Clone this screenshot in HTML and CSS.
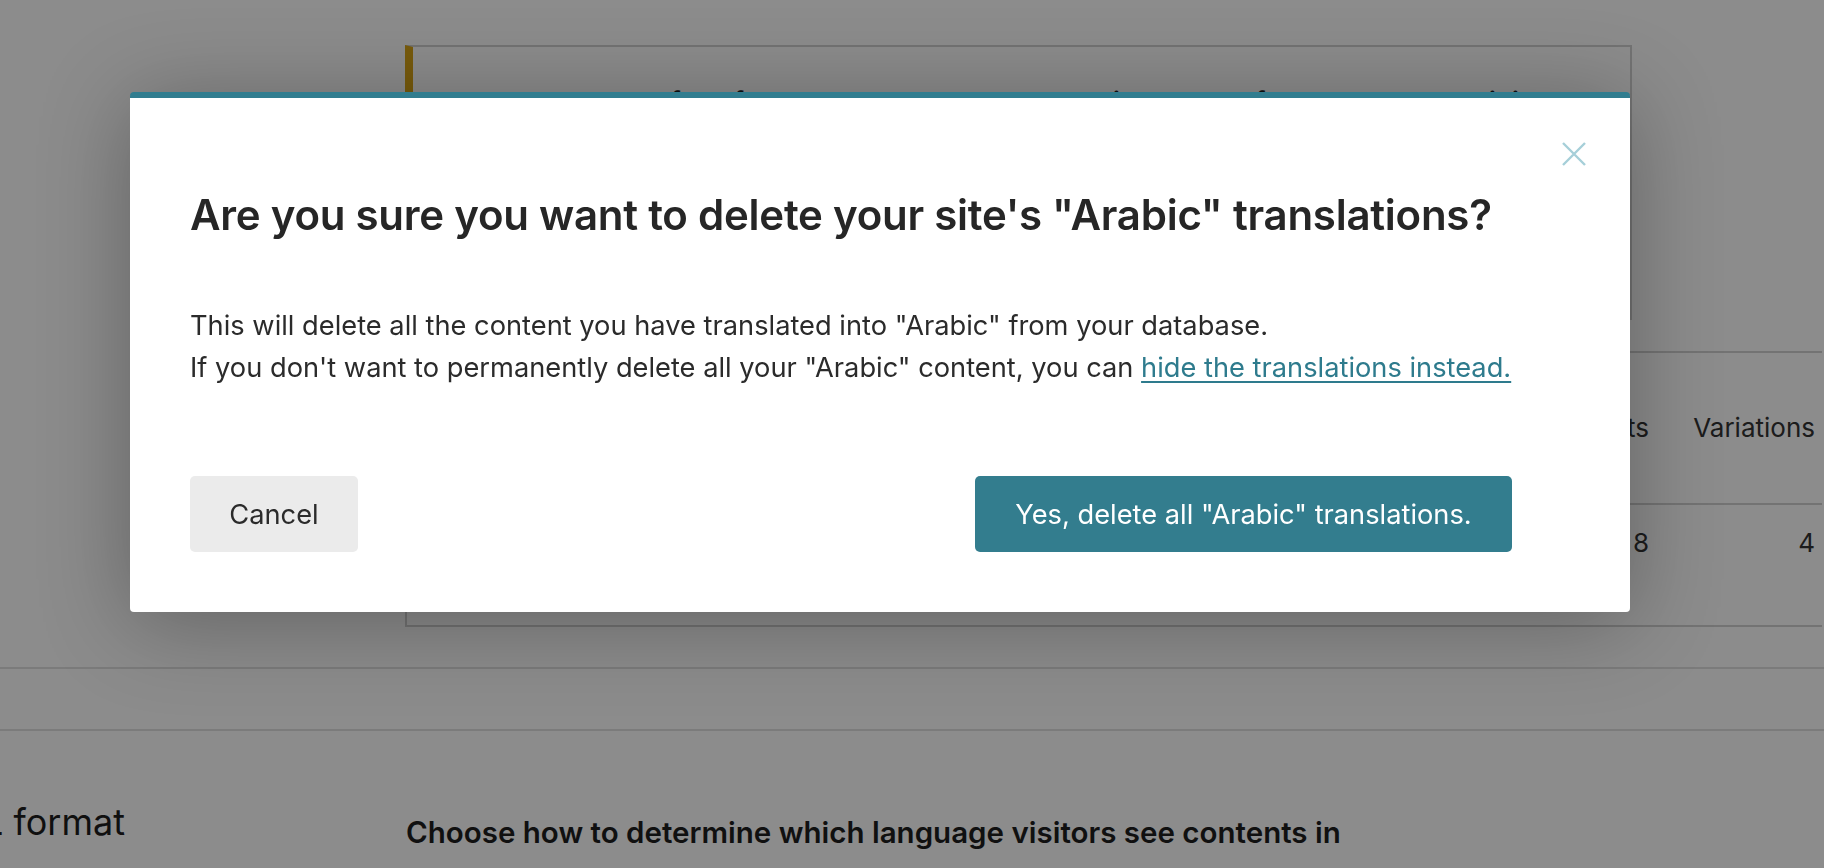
FILE: index.html
```html
<!DOCTYPE html>
<html lang="en">
<head>
<meta charset="utf-8">
<title>Delete translations</title>
<link rel="stylesheet" href="styles.css">
</head>
<body>
<div class="page">
  <div class="top-grid">
    <div class="side"></div>
    <div class="main">
      <div class="notice">
        <p class="notice-text">Based on the default fallback language, the translations would fall back to your original content.</p>
      </div>
      <div class="table">
        <div class="trow thead">
          <div class="cell name">Language</div>
          <div class="cell">Products</div>
          <div class="cell">Variations</div>
        </div>
        <div class="trow tbody">
          <div class="cell name">Arabic</div>
          <div class="cell">8</div>
          <div class="cell">4</div>
        </div>
      </div>
    </div>
  </div>
  <div class="rule rule-a"></div>
  <div class="rule rule-b"></div>
  <div class="bottom-grid">
    <div class="bottom-side"><h3 class="side-title">Language URL format</h3></div>
    <div class="bottom-main"><p class="choose">Choose how to determine which language visitors see contents in</p></div>
  </div>
</div>

<div class="overlay"></div>

<div class="modal" role="dialog">
  <button class="close" aria-label="Close">
    <svg width="24" height="24" viewBox="0 0 24 24"><path d="M1 1 L23 23 M23 1 L1 23" stroke="#a6cfd9" stroke-width="2.4" fill="none"/></svg>
  </button>
  <div class="modal-inner">
    <h2 class="modal-title">Are you sure you want to delete your site's "Arabic" translations?</h2>
    <p class="modal-text">This will delete all the content you have translated into "Arabic" from your database.<br>If you don't want to permanently delete all your "Arabic" content, you can <a href="#" class="link">hide the translations instead.</a></p>
    <div class="actions">
      <button class="btn btn-cancel">Cancel</button>
      <button class="btn btn-danger">Yes, delete all "Arabic" translations.</button>
    </div>
  </div>
</div>
</body>
</html>
```
FILE: styles.css
```css
html, body {
  margin: 0;
  padding: 0;
}
body {
  width: 1824px;
  height: 868px;
  overflow: hidden;
  background: #ffffff;
  font-family: Inter, "Noto Sans", sans-serif;
  color: #333333;
  position: relative;
}
.page {
  padding-top: 45px;
}
.top-grid {
  display: grid;
  grid-template-columns: 405px 1fr;
}
.main {
  display: flex;
  flex-direction: column;
}
.notice {
  width: 1217px;
  height: 273px;
  border-top: 2px solid #d1d1d1;
  border-right: 2px solid #d1d1d1;
  border-left: 8px solid #dba617;
  box-sizing: content-box;
  padding: 0;
}
.notice-text {
  margin: 34px 0 0 56px;
  font-size: 26px;
  line-height: 42px;
  font-weight: 600;
  color: #1e1e1e;
}
.table {
  margin-top: 31px;
  width: 1415px;
  border-top: 2px solid #d1d1d1;
  border-left: 2px solid #d1d1d1;
  border-bottom: 2px solid #d1d1d1;
}
.trow {
  display: grid;
  grid-template-columns: 1fr 160px 166px;
  padding-right: 7px;
}
.thead {
  height: 150px;
  align-items: center;
  border-bottom: 2px solid #d1d1d1;
}
.tbody {
  height: 120px;
  align-items: start;
  padding-top: 20px;
  box-sizing: border-box;
}
.cell {
  font-size: 26px;
  line-height: 36px;
  color: #333333;
  text-align: right;
}
.cell.name {
  text-align: left;
  padding-left: 40px;
}
.rule {
  height: 2px;
  background: #e0e0e0;
}
.rule-a {
  margin-top: 40px;
}
.rule-b {
  margin-top: 60px;
}
.bottom-grid {
  display: grid;
  grid-template-columns: 125px 281px 1fr;
  padding-top: 67px;
}
.bottom-side {
  display: flex;
  justify-content: flex-end;
  white-space: nowrap;
  min-width: 0;
}
.side-title {
  margin: 2px 0 0 0;
  font-size: 36px;
  line-height: 44px;
  font-weight: 400;
  color: #1e1e1e;
}
.bottom-main {
  grid-column: 3;
}
.choose {
  margin: 14px 0 0 0;
  font-size: 29.5px;
  line-height: 40px;
  font-weight: 600;
  color: #1e1e1e;
  white-space: nowrap;
}
.overlay {
  position: fixed;
  inset: 0;
  background: rgba(0, 0, 0, 0.45);
}
.modal {
  position: absolute;
  left: 130px;
  top: 92px;
  width: 1500px;
  box-sizing: border-box;
  background: #ffffff;
  border-top: 6px solid #317d8f;
  border-radius: 4px;
  box-shadow: 0 10px 90px rgba(0, 0, 0, 0.3);
  padding: 90px 60px 60px 60px;
}
.modal-inner {
  width: 1322px;
}
.close {
  position: absolute;
  right: 44px;
  top: 44px;
  width: 24px;
  height: 24px;
  padding: 0;
  border: 0;
  background: none;
  cursor: pointer;
}
.close svg {
  display: block;
}
.modal-title {
  margin: 0;
  font-size: 42px;
  line-height: 53px;
  font-weight: 600;
  letter-spacing: -0.25px;
  color: #262626;
  white-space: nowrap;
}
.modal-text {
  margin: 64px 0 0 0;
  font-size: 27.25px;
  line-height: 42px;
  color: #2b2b2b;
}
.link {
  color: #2e7b8d;
  text-decoration: underline;
  text-underline-offset: 4px;
}
.actions {
  margin-top: 87px;
  display: flex;
  justify-content: space-between;
}
.btn {
  height: 76px;
  border: 0;
  border-radius: 5px;
  font-family: Inter, "Noto Sans", sans-serif;
  font-size: 27.25px;
  padding: 0 30px;
}
.btn-cancel {
  width: 168px;
  background: #ebebeb;
  color: #2b2b2b;
}
.btn-danger {
  width: 537px;
  background: #337d8e;
  color: #ffffff;
}
```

--------

◆ GOAL
Working from the material above, transcribe it exactly while omitting pictures.

◆ THE COMPLETED TASK
Clone this screenshot in HTML and CSS.
FILE: index.html
```html
<!DOCTYPE html>
<html lang="en">
<head>
<meta charset="utf-8">
<title>Delete translations</title>
<link rel="stylesheet" href="styles.css">
</head>
<body>
<div class="page">
  <div class="top-grid">
    <div class="side"></div>
    <div class="main">
      <div class="notice">
        <p class="notice-text">Based on the default fallback language, the translations would fall back to your original content.</p>
      </div>
      <div class="table">
        <div class="trow thead">
          <div class="cell name">Language</div>
          <div class="cell">Products</div>
          <div class="cell">Variations</div>
        </div>
        <div class="trow tbody">
          <div class="cell name">Arabic</div>
          <div class="cell">8</div>
          <div class="cell">4</div>
        </div>
      </div>
    </div>
  </div>
  <div class="rule rule-a"></div>
  <div class="rule rule-b"></div>
  <div class="bottom-grid">
    <div class="bottom-side"><h3 class="side-title">Language URL format</h3></div>
    <div class="bottom-main"><p class="choose">Choose how to determine which language visitors see contents in</p></div>
  </div>
</div>

<div class="overlay"></div>

<div class="modal" role="dialog">
  <button class="close" aria-label="Close">
    <svg width="24" height="24" viewBox="0 0 24 24"><path d="M1 1 L23 23 M23 1 L1 23" stroke="#a6cfd9" stroke-width="2.4" fill="none"/></svg>
  </button>
  <div class="modal-inner">
    <h2 class="modal-title">Are you sure you want to delete your site's "Arabic" translations?</h2>
    <p class="modal-text">This will delete all the content you have translated into "Arabic" from your database.<br>If you don't want to permanently delete all your "Arabic" content, you can <a href="#" class="link">hide the translations instead.</a></p>
    <div class="actions">
      <button class="btn btn-cancel">Cancel</button>
      <button class="btn btn-danger">Yes, delete all "Arabic" translations.</button>
    </div>
  </div>
</div>
</body>
</html>
```
FILE: styles.css
```css
html, body {
  margin: 0;
  padding: 0;
}
body {
  width: 1824px;
  height: 868px;
  overflow: hidden;
  background: #ffffff;
  font-family: Inter, "Noto Sans", sans-serif;
  color: #333333;
  position: relative;
}
.page {
  padding-top: 45px;
}
.top-grid {
  display: grid;
  grid-template-columns: 405px 1fr;
}
.main {
  display: flex;
  flex-direction: column;
}
.notice {
  width: 1217px;
  height: 273px;
  border-top: 2px solid #d1d1d1;
  border-right: 2px solid #d1d1d1;
  border-left: 8px solid #dba617;
  box-sizing: content-box;
  padding: 0;
}
.notice-text {
  margin: 34px 0 0 56px;
  font-size: 26px;
  line-height: 42px;
  font-weight: 600;
  color: #1e1e1e;
}
.table {
  margin-top: 31px;
  width: 1415px;
  border-top: 2px solid #d1d1d1;
  border-left: 2px solid #d1d1d1;
  border-bottom: 2px solid #d1d1d1;
}
.trow {
  display: grid;
  grid-template-columns: 1fr 160px 166px;
  padding-right: 7px;
}
.thead {
  height: 150px;
  align-items: center;
  border-bottom: 2px solid #d1d1d1;
}
.tbody {
  height: 120px;
  align-items: start;
  padding-top: 20px;
  box-sizing: border-box;
}
.cell {
  font-size: 26px;
  line-height: 36px;
  color: #333333;
  text-align: right;
}
.cell.name {
  text-align: left;
  padding-left: 40px;
}
.rule {
  height: 2px;
  background: #e0e0e0;
}
.rule-a {
  margin-top: 40px;
}
.rule-b {
  margin-top: 60px;
}
.bottom-grid {
  display: grid;
  grid-template-columns: 125px 281px 1fr;
  padding-top: 67px;
}
.bottom-side {
  display: flex;
  justify-content: flex-end;
  white-space: nowrap;
  min-width: 0;
}
.side-title {
  margin: 2px 0 0 0;
  font-size: 36px;
  line-height: 44px;
  font-weight: 400;
  color: #1e1e1e;
}
.bottom-main {
  grid-column: 3;
}
.choose {
  margin: 14px 0 0 0;
  font-size: 29.5px;
  line-height: 40px;
  font-weight: 600;
  color: #1e1e1e;
  white-space: nowrap;
}
.overlay {
  position: fixed;
  inset: 0;
  background: rgba(0, 0, 0, 0.45);
}
.modal {
  position: absolute;
  left: 130px;
  top: 92px;
  width: 1500px;
  box-sizing: border-box;
  background: #ffffff;
  border-top: 6px solid #317d8f;
  border-radius: 4px;
  box-shadow: 0 10px 90px rgba(0, 0, 0, 0.3);
  padding: 90px 60px 60px 60px;
}
.modal-inner {
  width: 1322px;
}
.close {
  position: absolute;
  right: 44px;
  top: 44px;
  width: 24px;
  height: 24px;
  padding: 0;
  border: 0;
  background: none;
  cursor: pointer;
}
.close svg {
  display: block;
}
.modal-title {
  margin: 0;
  font-size: 42px;
  line-height: 53px;
  font-weight: 600;
  letter-spacing: -0.25px;
  color: #262626;
  white-space: nowrap;
}
.modal-text {
  margin: 64px 0 0 0;
  font-size: 27.25px;
  line-height: 42px;
  color: #2b2b2b;
}
.link {
  color: #2e7b8d;
  text-decoration: underline;
  text-underline-offset: 4px;
}
.actions {
  margin-top: 87px;
  display: flex;
  justify-content: space-between;
}
.btn {
  height: 76px;
  border: 0;
  border-radius: 5px;
  font-family: Inter, "Noto Sans", sans-serif;
  font-size: 27.25px;
  padding: 0 30px;
}
.btn-cancel {
  width: 168px;
  background: #ebebeb;
  color: #2b2b2b;
}
.btn-danger {
  width: 537px;
  background: #337d8e;
  color: #ffffff;
}
```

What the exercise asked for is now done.